▶ Prompt:
All the data must come back unchanged, except that pictures are left out.

▶ Records for the task:
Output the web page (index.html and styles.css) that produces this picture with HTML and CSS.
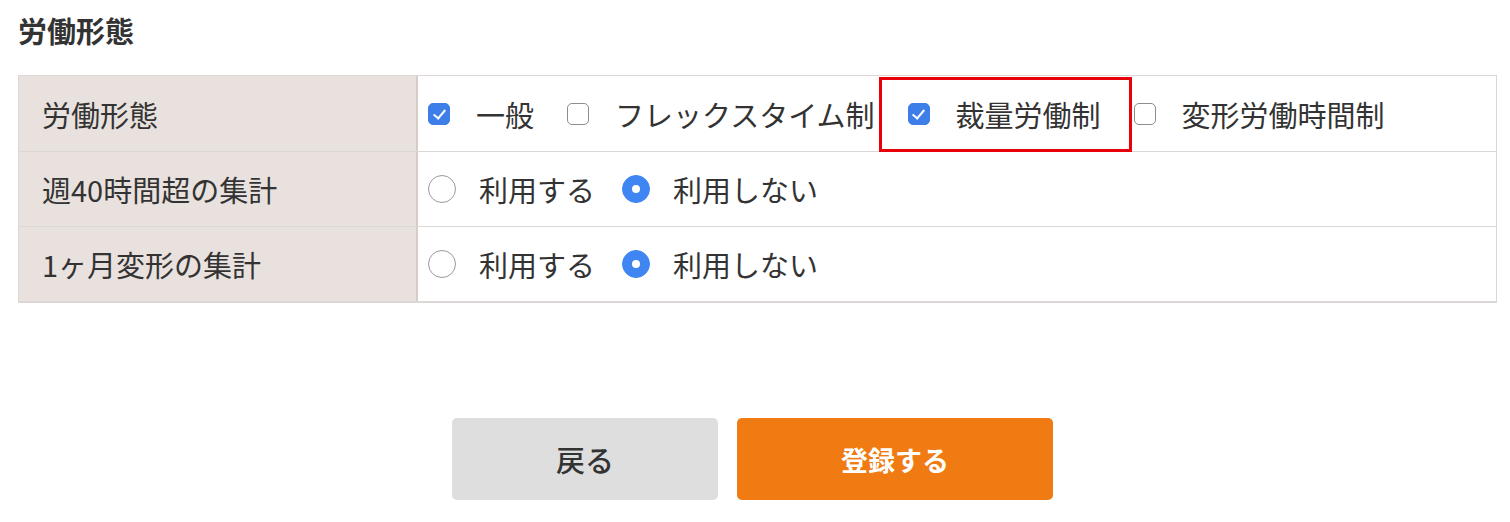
FILE: index.html
```html
<!DOCTYPE html>
<html lang="ja">
<head>
  <meta charset="UTF-8">
  <meta name="viewport" content="width=device-width, initial-scale=1">
  <title>労働形態</title>
  <link rel="stylesheet" href="styles.css">
</head>
<body>

  <section class="form-block">
    <h2 class="section-title">労働形態</h2>

    <div class="form-table">
      <div class="row">
        <div class="label">労働形態</div>
        <div class="field">
          <label class="opt"><span class="check on"></span>一般</label>
          <label class="opt"><span class="check"></span>フレックスタイム制</label>
          <label class="opt marked"><span class="check on"></span>裁量労働制</label>
          <label class="opt"><span class="check"></span>変形労働時間制</label>
        </div>
      </div>
      <div class="row">
        <div class="label">週40時間超の集計</div>
        <div class="field">
          <label class="opt"><span class="radio"></span>利用する</label>
          <label class="opt"><span class="radio on"></span>利用しない</label>
        </div>
      </div>
      <div class="row">
        <div class="label">1ヶ月変形の集計</div>
        <div class="field">
          <label class="opt"><span class="radio"></span>利用する</label>
          <label class="opt"><span class="radio on"></span>利用しない</label>
        </div>
      </div>
    </div>
  </section>

  <div class="actions">
    <button class="btn btn-back">戻る</button>
    <button class="btn btn-submit">登録する</button>
  </div>

</body>
</html>
```

FILE: styles.css
```css
* {
  margin: 0;
  padding: 0;
  box-sizing: border-box;
}

body {
  font-family: "Noto Sans CJK JP", "Noto Sans", sans-serif;
  color: #333;
  background: #fff;
  padding: 10px 13px 0 18px;
}

.section-title {
  font-size: 29px;
  font-weight: 700;
  line-height: 40px;
  color: #333;
  margin-bottom: 25px;
}

.form-table {
  border: 1px solid #dcd7d4;
  border-bottom-width: 2px;
}

.row {
  display: flex;
  height: 75px;
  border-top: 1px solid #dcd7d4;
}

.row:first-child {
  border-top: none;
}

.label {
  width: 399px;
  flex: 0 0 399px;
  background: #e9e1de;
  border-right: 2px solid #d6cdc9;
  display: flex;
  align-items: center;
  padding-left: 23px;
  font-size: 29px;
}

.field {
  flex: 1;
  display: flex;
  align-items: center;
  gap: 33px;
  padding-left: 10px;
  font-size: 29px;
  line-height: 40px;
}

.opt {
  display: flex;
  align-items: center;
  gap: 26px;
  position: relative;
  white-space: nowrap;
}

/* 赤枠の強調 */
.opt.marked::after {
  content: "";
  position: absolute;
  top: -17px;
  bottom: -18px;
  left: -29px;
  right: -31px;
  border: 3px solid #e8000b;
  pointer-events: none;
}

.check {
  width: 22px;
  height: 22px;
  border: 1.5px solid #8d8d8d;
  border-radius: 5px;
  background: #fff;
  display: inline-flex;
  align-items: center;
  justify-content: center;
}

.check.on {
  background: #3d7ee8;
  border-color: #3d7ee8;
}

.check.on::before {
  content: "";
  width: 5px;
  height: 10px;
  border: solid #fff;
  border-width: 0 2.5px 2.5px 0;
  transform: translateY(-1px) rotate(40deg);
}

.radio {
  width: 28px;
  height: 28px;
  border: 1.5px solid #9a9a9a;
  border-radius: 50%;
  background: #fff;
  margin-right: -3px;
  display: inline-flex;
  align-items: center;
  justify-content: center;
}

.radio.on {
  background: #3f86f2;
  border-color: #3f86f2;
}

.radio.on::before {
  content: "";
  width: 8px;
  height: 8px;
  border-radius: 50%;
  background: #fff;
}

.field .opt:has(.radio) + .opt {
  margin-left: -6px;
}

.actions {
  display: flex;
  justify-content: center;
  gap: 19px;
  margin-top: 115px;
  padding-right: 10px;
}

.btn {
  height: 82px;
  border: none;
  border-radius: 5px;
  font-family: "Noto Sans CJK JP", "Noto Sans", sans-serif;
  cursor: pointer;
}

.btn-back {
  width: 266px;
  background: #dedede;
  color: #333;
  font-size: 29px;
  font-weight: 500;
}

.btn-submit {
  width: 316px;
  background: #ef7b12;
  color: #fff;
  font-size: 27px;
  font-weight: 700;
}
```
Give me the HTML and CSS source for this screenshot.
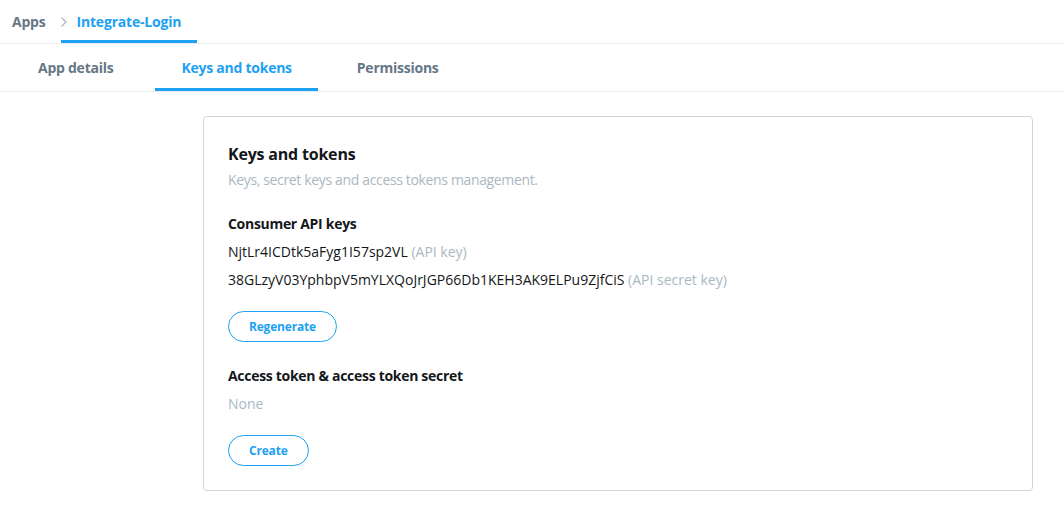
FILE: index.html
```html
<!DOCTYPE html>
<html>
<head>
<meta charset="utf-8">
<link rel="stylesheet" href="styles.css">
</head>
<body>
<header class="crumbs">
  <a class="crumb">Apps</a>
  <svg class="chev" width="8" height="12" viewBox="0 0 8 12"><path d="M1.5 1.5 L6 6 L1.5 10.5" fill="none" stroke="#aab8c2" stroke-width="1.3"/></svg>
  <a class="crumb crumb-active">Integrate-Login</a>
</header>
<nav class="tabs">
  <a class="tab">App details</a>
  <a class="tab tab-active">Keys and tokens</a>
  <a class="tab">Permissions</a>
</nav>
<main class="content">
  <section class="card">
    <h1 class="card-title">Keys and tokens</h1>
    <p class="card-sub">Keys, secret keys and access tokens management.</p>
    <h2 class="sect">Consumer API keys</h2>
    <p class="key">NjtLr4ICDtk5aFyg1I57sp2VL <span class="muted">(API key)</span></p>
    <p class="key">38GLzyV03YphbpV5mYLXQoJrJGP66Db1KEH3AK9ELPu9ZjfCiS <span class="muted">(API secret key)</span></p>
    <button class="btn btn-regen">Regenerate</button>
    <h2 class="sect sect-2">Access token &amp; access token secret</h2>
    <p class="key muted">None</p>
    <button class="btn btn-create">Create</button>
  </section>
</main>
</body>
</html>
```
FILE: styles.css
```css
* { box-sizing: border-box; }
body {
  margin: 0;
  font-family: "Open Sans", "Noto Sans", sans-serif;
  color: #14171a;
  background: #fff;
}
.crumbs {
  height: 44px;
  display: flex;
  align-items: stretch;
  padding-left: 12px;
  border-bottom: 1px solid #e6ecf0;
}
.crumb {
  font-size: 14px;
  font-weight: 700;
  color: #657786;
  display: flex;
  align-items: center;
  padding-bottom: 1px;
  letter-spacing: -0.2px;
}
.chev { align-self: center; margin: 0 9px 0 14px; }
.crumb-active {
  color: #1da1f2;
  margin-left: -16px;
  padding: 0 16px 0 16px;
  border-bottom: 3px solid #1da1f2;
  padding-top: 3px;
}
.tabs {
  height: 48px;
  display: flex;
  padding-left: 12px;
  border-bottom: 1px solid #e6ecf0;
}
.tab {
  font-size: 14px;
  font-weight: 700;
  color: #657786;
  padding: 0 26px;
  display: flex;
  align-items: center;
  margin-right: 16px;
  border-bottom: 3px solid transparent;
  padding-top: 2px;
  letter-spacing: -0.25px;
}
.tab-active { color: #1da1f2; border-bottom-color: #1da1f2; margin-right: 13px; }
.content { padding: 24px 31px 0 203px; }
.card {
  border: 1px solid #ccd6dd;
  border-radius: 4px;
  padding: 26px 24px 25px 24px;
  height: 375px;
}
.card-title { margin: 0; font-size: 16px; font-weight: 700; line-height: 22px; letter-spacing: -0.2px; }
.card-sub { margin: 5px 0 0; font-size: 14px; color: #aab8c2; line-height: 20px; letter-spacing: -0.35px; }
.sect { margin: 24px 0 0; font-size: 14px; font-weight: 700; line-height: 20px; letter-spacing: -0.3px; }
.sect-2 { margin-top: 24px; }
.key { margin: 8px 0 0; font-size: 14px; line-height: 20px; }
.muted { color: #aab8c2; }
.btn {
  display: block;
  margin-top: 21px;
  height: 31px;
  border: 1px solid #1da1f2;
  border-radius: 16px;
  background: #fff;
  color: #1da1f2;
  font-family: inherit;
  font-size: 12px;
  font-weight: 700;
  padding: 0 20px;
  letter-spacing: -0.2px;
}
.btn-create { padding: 0 20px; }
```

▶ Complete output:
Output the web page (index.html and styles.css) that produces this picture with HTML and CSS.
FILE: index.html
```html
<!DOCTYPE html>
<html lang="ja">
<head>
  <meta charset="UTF-8">
  <meta name="viewport" content="width=device-width, initial-scale=1">
  <title>労働形態</title>
  <link rel="stylesheet" href="styles.css">
</head>
<body>

  <section class="form-block">
    <h2 class="section-title">労働形態</h2>

    <div class="form-table">
      <div class="row">
        <div class="label">労働形態</div>
        <div class="field">
          <label class="opt"><span class="check on"></span>一般</label>
          <label class="opt"><span class="check"></span>フレックスタイム制</label>
          <label class="opt marked"><span class="check on"></span>裁量労働制</label>
          <label class="opt"><span class="check"></span>変形労働時間制</label>
        </div>
      </div>
      <div class="row">
        <div class="label">週40時間超の集計</div>
        <div class="field">
          <label class="opt"><span class="radio"></span>利用する</label>
          <label class="opt"><span class="radio on"></span>利用しない</label>
        </div>
      </div>
      <div class="row">
        <div class="label">1ヶ月変形の集計</div>
        <div class="field">
          <label class="opt"><span class="radio"></span>利用する</label>
          <label class="opt"><span class="radio on"></span>利用しない</label>
        </div>
      </div>
    </div>
  </section>

  <div class="actions">
    <button class="btn btn-back">戻る</button>
    <button class="btn btn-submit">登録する</button>
  </div>

</body>
</html>
```

FILE: styles.css
```css
* {
  margin: 0;
  padding: 0;
  box-sizing: border-box;
}

body {
  font-family: "Noto Sans CJK JP", "Noto Sans", sans-serif;
  color: #333;
  background: #fff;
  padding: 10px 13px 0 18px;
}

.section-title {
  font-size: 29px;
  font-weight: 700;
  line-height: 40px;
  color: #333;
  margin-bottom: 25px;
}

.form-table {
  border: 1px solid #dcd7d4;
  border-bottom-width: 2px;
}

.row {
  display: flex;
  height: 75px;
  border-top: 1px solid #dcd7d4;
}

.row:first-child {
  border-top: none;
}

.label {
  width: 399px;
  flex: 0 0 399px;
  background: #e9e1de;
  border-right: 2px solid #d6cdc9;
  display: flex;
  align-items: center;
  padding-left: 23px;
  font-size: 29px;
}

.field {
  flex: 1;
  display: flex;
  align-items: center;
  gap: 33px;
  padding-left: 10px;
  font-size: 29px;
  line-height: 40px;
}

.opt {
  display: flex;
  align-items: center;
  gap: 26px;
  position: relative;
  white-space: nowrap;
}

/* 赤枠の強調 */
.opt.marked::after {
  content: "";
  position: absolute;
  top: -17px;
  bottom: -18px;
  left: -29px;
  right: -31px;
  border: 3px solid #e8000b;
  pointer-events: none;
}

.check {
  width: 22px;
  height: 22px;
  border: 1.5px solid #8d8d8d;
  border-radius: 5px;
  background: #fff;
  display: inline-flex;
  align-items: center;
  justify-content: center;
}

.check.on {
  background: #3d7ee8;
  border-color: #3d7ee8;
}

.check.on::before {
  content: "";
  width: 5px;
  height: 10px;
  border: solid #fff;
  border-width: 0 2.5px 2.5px 0;
  transform: translateY(-1px) rotate(40deg);
}

.radio {
  width: 28px;
  height: 28px;
  border: 1.5px solid #9a9a9a;
  border-radius: 50%;
  background: #fff;
  margin-right: -3px;
  display: inline-flex;
  align-items: center;
  justify-content: center;
}

.radio.on {
  background: #3f86f2;
  border-color: #3f86f2;
}

.radio.on::before {
  content: "";
  width: 8px;
  height: 8px;
  border-radius: 50%;
  background: #fff;
}

.field .opt:has(.radio) + .opt {
  margin-left: -6px;
}

.actions {
  display: flex;
  justify-content: center;
  gap: 19px;
  margin-top: 115px;
  padding-right: 10px;
}

.btn {
  height: 82px;
  border: none;
  border-radius: 5px;
  font-family: "Noto Sans CJK JP", "Noto Sans", sans-serif;
  cursor: pointer;
}

.btn-back {
  width: 266px;
  background: #dedede;
  color: #333;
  font-size: 29px;
  font-weight: 500;
}

.btn-submit {
  width: 316px;
  background: #ef7b12;
  color: #fff;
  font-size: 27px;
  font-weight: 700;
}
```
Give me the HTML and CSS source for this screenshot.
FILE: index.html
```html
<!DOCTYPE html>
<html>
<head>
<meta charset="utf-8">
<link rel="stylesheet" href="styles.css">
</head>
<body>
<header class="crumbs">
  <a class="crumb">Apps</a>
  <svg class="chev" width="8" height="12" viewBox="0 0 8 12"><path d="M1.5 1.5 L6 6 L1.5 10.5" fill="none" stroke="#aab8c2" stroke-width="1.3"/></svg>
  <a class="crumb crumb-active">Integrate-Login</a>
</header>
<nav class="tabs">
  <a class="tab">App details</a>
  <a class="tab tab-active">Keys and tokens</a>
  <a class="tab">Permissions</a>
</nav>
<main class="content">
  <section class="card">
    <h1 class="card-title">Keys and tokens</h1>
    <p class="card-sub">Keys, secret keys and access tokens management.</p>
    <h2 class="sect">Consumer API keys</h2>
    <p class="key">NjtLr4ICDtk5aFyg1I57sp2VL <span class="muted">(API key)</span></p>
    <p class="key">38GLzyV03YphbpV5mYLXQoJrJGP66Db1KEH3AK9ELPu9ZjfCiS <span class="muted">(API secret key)</span></p>
    <button class="btn btn-regen">Regenerate</button>
    <h2 class="sect sect-2">Access token &amp; access token secret</h2>
    <p class="key muted">None</p>
    <button class="btn btn-create">Create</button>
  </section>
</main>
</body>
</html>
```
FILE: styles.css
```css
* { box-sizing: border-box; }
body {
  margin: 0;
  font-family: "Open Sans", "Noto Sans", sans-serif;
  color: #14171a;
  background: #fff;
}
.crumbs {
  height: 44px;
  display: flex;
  align-items: stretch;
  padding-left: 12px;
  border-bottom: 1px solid #e6ecf0;
}
.crumb {
  font-size: 14px;
  font-weight: 700;
  color: #657786;
  display: flex;
  align-items: center;
  padding-bottom: 1px;
  letter-spacing: -0.2px;
}
.chev { align-self: center; margin: 0 9px 0 14px; }
.crumb-active {
  color: #1da1f2;
  margin-left: -16px;
  padding: 0 16px 0 16px;
  border-bottom: 3px solid #1da1f2;
  padding-top: 3px;
}
.tabs {
  height: 48px;
  display: flex;
  padding-left: 12px;
  border-bottom: 1px solid #e6ecf0;
}
.tab {
  font-size: 14px;
  font-weight: 700;
  color: #657786;
  padding: 0 26px;
  display: flex;
  align-items: center;
  margin-right: 16px;
  border-bottom: 3px solid transparent;
  padding-top: 2px;
  letter-spacing: -0.25px;
}
.tab-active { color: #1da1f2; border-bottom-color: #1da1f2; margin-right: 13px; }
.content { padding: 24px 31px 0 203px; }
.card {
  border: 1px solid #ccd6dd;
  border-radius: 4px;
  padding: 26px 24px 25px 24px;
  height: 375px;
}
.card-title { margin: 0; font-size: 16px; font-weight: 700; line-height: 22px; letter-spacing: -0.2px; }
.card-sub { margin: 5px 0 0; font-size: 14px; color: #aab8c2; line-height: 20px; letter-spacing: -0.35px; }
.sect { margin: 24px 0 0; font-size: 14px; font-weight: 700; line-height: 20px; letter-spacing: -0.3px; }
.sect-2 { margin-top: 24px; }
.key { margin: 8px 0 0; font-size: 14px; line-height: 20px; }
.muted { color: #aab8c2; }
.btn {
  display: block;
  margin-top: 21px;
  height: 31px;
  border: 1px solid #1da1f2;
  border-radius: 16px;
  background: #fff;
  color: #1da1f2;
  font-family: inherit;
  font-size: 12px;
  font-weight: 700;
  padding: 0 20px;
  letter-spacing: -0.2px;
}
.btn-create { padding: 0 20px; }
```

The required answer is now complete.